6. Limitations, Controversies, and Future Directions

Alignment masks depend on accurate parsing or region assignment; errors in segmentation or syntactic analysis can weaken isolation. Non-trainable or static mask strategies may fail in ambiguous or unseen contexts. Extensions proposed include learnable parametric energies (Zhang et al., 2024), MLP-guided mask fusion (Li et al., 1 Jan 2025), or adaptive schedules for mask application (Kim et al., 2024). Research continues on hybrid cues (syntactic+region+semantic), integration with end-to-end pretraining, and cross-modal interaction dynamics for complex tasks.

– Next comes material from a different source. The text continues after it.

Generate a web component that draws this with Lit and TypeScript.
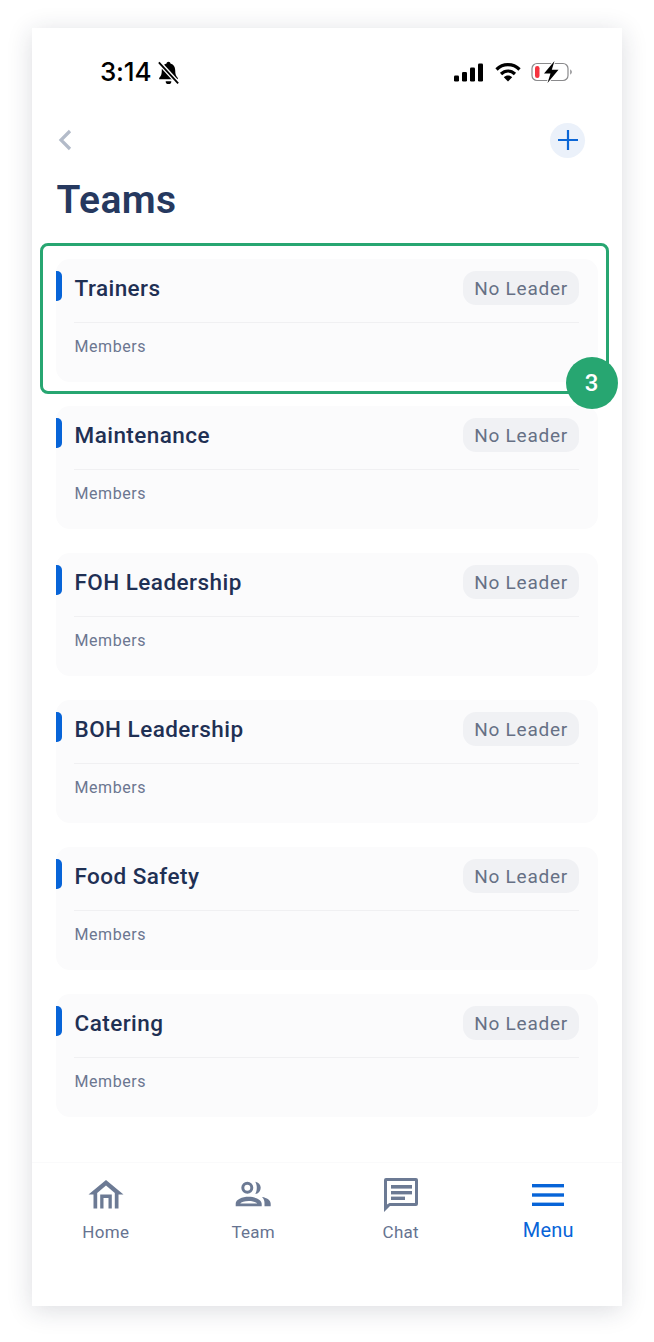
import { LitElement, html, css, svg } from "lit";
import { customElement } from "lit/decorators.js";

const TEAMS = ["Trainers", "Maintenance", "FOH Leadership", "BOH Leadership", "Food Safety", "Catering"];

@customElement("app-root")
export class AppRoot extends LitElement {
  static styles = css`
    :host { display: block; font-family: Roboto, "Liberation Sans", sans-serif; }
    .page { width: 654px; height: 1342px; padding: 28px 32px 36px; box-sizing: border-box; background: #fff; overflow: hidden; }
    .frame { position: relative; height: 1278px; background: #fff; display: flex; flex-direction: column;
      box-shadow: 0 4px 24px rgba(30, 40, 60, 0.16); }
    .status { height: 60px; flex: none; display: flex; align-items: flex-end; justify-content: space-between; padding: 0 49px 0 68px; box-sizing: border-box; }
    .time-wrap { display: flex; align-items: center; gap: 5px; height: 32px; }
    .time { font-family: Inter, Roboto, sans-serif; font-size: 26px; font-weight: 500; color: #000; letter-spacing: -0.2px; line-height: 32px; }
    .indicators { display: flex; align-items: center; gap: 10.5px; height: 32px; }
    .nav { height: 38px; margin-top: 33px; flex: none; display: flex; align-items: center; justify-content: space-between; padding: 0 37px 0 26px; }
    .nav svg { display: block; }
    .add { width: 35px; height: 35px; border-radius: 50%; background: #ebf1fa; display: flex; align-items: center; justify-content: center; }
    h1 { margin: 18px 0 0 24.5px; height: 46px; font-size: 39px; line-height: 46px; font-weight: 600; letter-spacing: 0.4px; color: #26395f; flex: none; }
    .list { position: relative; margin: 36px 24px 0; display: flex; flex-direction: column; gap: 24px; flex: none; }
    .card { position: relative; height: 123px; background: #fbfbfc; border-radius: 14px; padding: 12px 19px 0 18px; box-sizing: border-box; }
    .accent { position: absolute; left: 0; top: 12px; width: 6px; height: 30px; background: #0764d8; border-radius: 0 5px 5px 0; }
    .row { display: flex; align-items: center; justify-content: space-between; height: 34px; padding-bottom: 17px; border-bottom: 1px solid #f0f0f2; box-sizing: content-box; }
    .name { margin-left: 0.5px; font-size: 22.5px; font-weight: 500; color: #1f3054; line-height: 34px; letter-spacing: 0.45px; }
    .pill { height: 34px; padding: 0 11px; background: #f0f1f4; border-radius: 13px; font-size: 19px; line-height: 36px; color: #667085; letter-spacing: 0.75px; }
    .members { margin: 14px 0 0 0.5px; font-size: 16px; line-height: 20px; color: #6b7690; letter-spacing: 0.55px; }
    .ring { position: absolute; left: -16px; top: -16px; width: 569px; height: 151px; box-sizing: border-box; border: 3px solid #27a671; border-radius: 8px; pointer-events: none; }
    .badge { position: absolute; left: 510px; top: 98px; width: 52px; height: 52px; border-radius: 50%; background: #27a671; color: #fff; font-size: 24px; font-weight: 500; line-height: 52px; text-align: center; text-indent: -1px; }
    .tabs { position: absolute; left: 0; right: 0; top: 1134px; height: 144px; border-top: 1px solid #fafafb; display: grid; grid-template-columns: repeat(4, 147.5px); box-sizing: border-box; background: #fff; }
    .tab { display: flex; flex-direction: column; align-items: center; color: #667390; font-size: 17px; letter-spacing: 0.3px; }
    .tab .ic { height: 42px; margin-top: 11px; display: flex; align-items: center; justify-content: center; }
    .tab .lb { line-height: 22px; margin-top: 5px; }
    .tab.active { color: #0764d8; font-size: 20px; letter-spacing: 0.2px; }
    .tab.active .lb { margin-top: 1px; line-height: 26px; }
  `;

  private bell() {
    return html`<svg width="25" height="25" viewBox="0 0 22 22">
      <path d="M11 1.500c1 0 1.600.7 1.700 1.500 3 .8 4.200 3.300 4.200 6.200 0 3.500.7 5 2.300 6.600v1.200H2.800v-1.200c1.600-1.600 2.300-3.100 2.300-6.600 0-2.900 1.200-5.400 4.200-6.200.1-.8.7-1.500 1.700-1.500z" fill="#000"/>
      <path d="M8.500 18.600h5a2.500 2.500 0 0 1-5 0z" fill="#000"/>
      <path d="M2.500 2 19.500 20.500" stroke="#fff" stroke-width="4"/>
      <path d="M2.500 2 19.500 20.500" stroke="#000" stroke-width="1.600"/>
    </svg>`;
  }

  private statusIcons() {
    return html`<div class="indicators">
      <svg width="30" height="19" viewBox="0 0 30 19">
        <rect x="0" y="12.500" width="5" height="6" rx="1.300" fill="#000"/>
        <rect x="8" y="9" width="5" height="9.500" rx="1.300" fill="#000"/>
        <rect x="16" y="4.500" width="5" height="14" rx="1.300" fill="#000"/>
        <rect x="24" y="0.500" width="5" height="18" rx="1.300" fill="#000"/>
      </svg>
      <svg width="26" height="19" viewBox="0 0 26 19">
        <path d="M1.500 6.500C4.500 3.500 8.500 1.700 13 1.700s8.500 1.800 11.500 4.800" fill="none" stroke="#000" stroke-width="3.200"/>
        <path d="M6 11c2-1.900 4.300-3 7-3s5 1.100 7 3" fill="none" stroke="#000" stroke-width="3.200"/>
        <path d="M8.800 14.200c1.200-1 2.600-1.700 4.200-1.700s3 .7 4.200 1.700L13 18.600z" fill="#000"/>
      </svg>
      <svg width="42" height="22" viewBox="0 0 42 22">
        <rect x="1" y="2.500" width="36" height="17" rx="5" fill="none" stroke="#8a8a8c" stroke-width="1.200"/>
        <rect x="4" y="5" width="4.500" height="12" rx="2.200" fill="#f5333f"/>
        <path d="M39 8.500c1.200.3 2 1.300 2 2.500s-.8 2.200-2 2.500z" fill="#a5a5a7"/>
        <path d="M23.500 0 13 12.500h6.500L16.500 22 27.500 8.800h-6.700z" fill="#fff" stroke="#fff" stroke-width="2"/>
        <path d="M23.500 0 13 12.500h6.500L16.500 22 27.500 8.800h-6.700z" fill="#000"/>
      </svg>
    </div>`;
  }

  private tabIcon(name: string) {
    if (name === "Home") {
      return svg`<svg width="36" height="32" viewBox="0 0 36 32">
        <path d="M18 1 .5 15.500H5.500V29.500H30.500V15.500H35.500z" fill="#6c7a94"/>
        <path d="M18 6.500 9.200 14V30H26.800V14z" fill="#fff"/>
        <path d="M12.200 29.500V15.500H23.800V29.500H20.500V19H15.500V29.500z" fill="#6c7a94"/>
      </svg>`;
    }
    if (name === "Team") {
      return svg`<svg width="38" height="28" viewBox="0 0 38 28"><g transform="translate(1 0)" fill="#6c7a94">
        <path fill-rule="evenodd" d="M12.300.7a6 6 0 1 1 0 12 6 6 0 0 1 0-12zm0 3a3 3 0 1 0 0 6 3 3 0 0 0 0-6z"/>
        <path d="M20.300.7A6.200 6.200 0 0 1 20.300 13C21.300 11 21.800 9 21.800 6.800S21.300 2.700 20.300.7z"/>
        <path fill-rule="evenodd" d="M.7 25.300v-2.500C.7 18.500 7 15.800 13.700 15.800S26.700 18.500 26.700 22.800v2.500zM5.200 22.600c1-1.500 4.300-2.600 8.500-2.600S21.200 21.100 22.200 22.600z"/>
        <path d="M27 16C32 16.800 35.700 19.200 35.700 22.800v2.500H29.500v-3C29.500 20 29 18 27 16z"/>
      </g></svg>`;
    }
    if (name === "Chat") {
      return svg`<svg width="36" height="36" viewBox="0 0 36 36">
        <path fill-rule="evenodd" d="M3 1h30a2 2 0 0 1 2 2v24a2 2 0 0 1-2 2H7l-6 6V3a2 2 0 0 1 2-2zm1 3v23.500L6.500 26H32V4z" fill="#6c7a94"/>
        <rect x="8" y="8" width="21" height="3.600" fill="#6c7a94"/>
        <rect x="8" y="14" width="21" height="3.400" fill="#6c7a94"/>
        <rect x="8" y="19.600" width="14" height="3.400" fill="#6c7a94"/>
      </svg>`;
    }
    return svg`<svg width="32" height="22" viewBox="0 0 32 22">
      <rect x="0" y="0" width="32" height="3.400" fill="#0764d8"/>
      <rect x="0" y="9.300" width="32" height="3.400" fill="#0764d8"/>
      <rect x="0" y="18.600" width="32" height="3.400" fill="#0764d8"/>
    </svg>`;
  }

  render() {
    return html`<div class="page"><div class="frame">
      <div class="status">
        <div class="time-wrap"><span class="time">3:14</span>${this.bell()}</div>
        ${this.statusIcons()}
      </div>
      <div class="nav">
        <svg width="14" height="22" viewBox="0 0 14 22"><path d="M12 2 3 11l9 9" fill="none" stroke="#b3bbc9" stroke-width="3.200"/></svg>
        <div class="add"><svg width="22" height="22" viewBox="0 0 22 22"><path d="M11 1v20M1 11h20" fill="none" stroke="#0b66d6" stroke-width="2.200"/></svg></div>
      </div>
      <h1>Teams</h1>
      <div class="list">
        ${TEAMS.map((t) => html`<div class="card">
          <span class="accent"></span>
          <div class="row"><span class="name">${t}</span><span class="pill">No Leader</span></div>
          <div class="members">Members</div>
        </div>`)}
        <div class="ring"></div>
        <div class="badge">3</div>
      </div>
      <div class="tabs">
        ${["Home", "Team", "Chat", "Menu"].map((n) => html`<div class="tab ${n === "Menu" ? "active" : ""}">
          <div class="ic">${this.tabIcon(n)}</div><div class="lb">${n}</div>
        </div>`)}
      </div>
    </div></div>`;
  }
}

7. Comparative Summary Table of Core Masking Strategies

Paper ID Mask Type(s) Main Principle
(Kalayeh et al., 2019) SSP, SSG, SA (segmentation-masked) Semantic class-guided pooling/gating
(li et al., 31 May 2025) Semantic Alignment, Attribute Isolation Region-wise hard attention routing
(Zhang et al., 2023) Bundled, Blended, Bipartite Matching Cross-modal part-to-phrase correspondence
(Kim et al., 2024) Self-attention-derived isolation Syntactic binding via text attention
(Zhang et al., 2024) Object-conditioned energy-based Energy-based attribute binding + isolation
(Li et al., 1 Jan 2025) Pseudo-mask alignment, fusion Pixel–text aggregation, boundary sharpening
(Cai et al., 2024) MMC-selected binary masks Adaptive region precision for editing
(Song et al., 2024) Synchronized cross-modal patch/token Shared attribute isolation in VLP

All contemporary models integrate some form of attention masking for entity–attribute fidelity, spatial consistency, and maximized semantic correspondence. Comparisons across architectures, generation tasks, and supervision paradigms reveal that such mask-based interventions enable precise control and robustness against both semantic and attribute misallocation.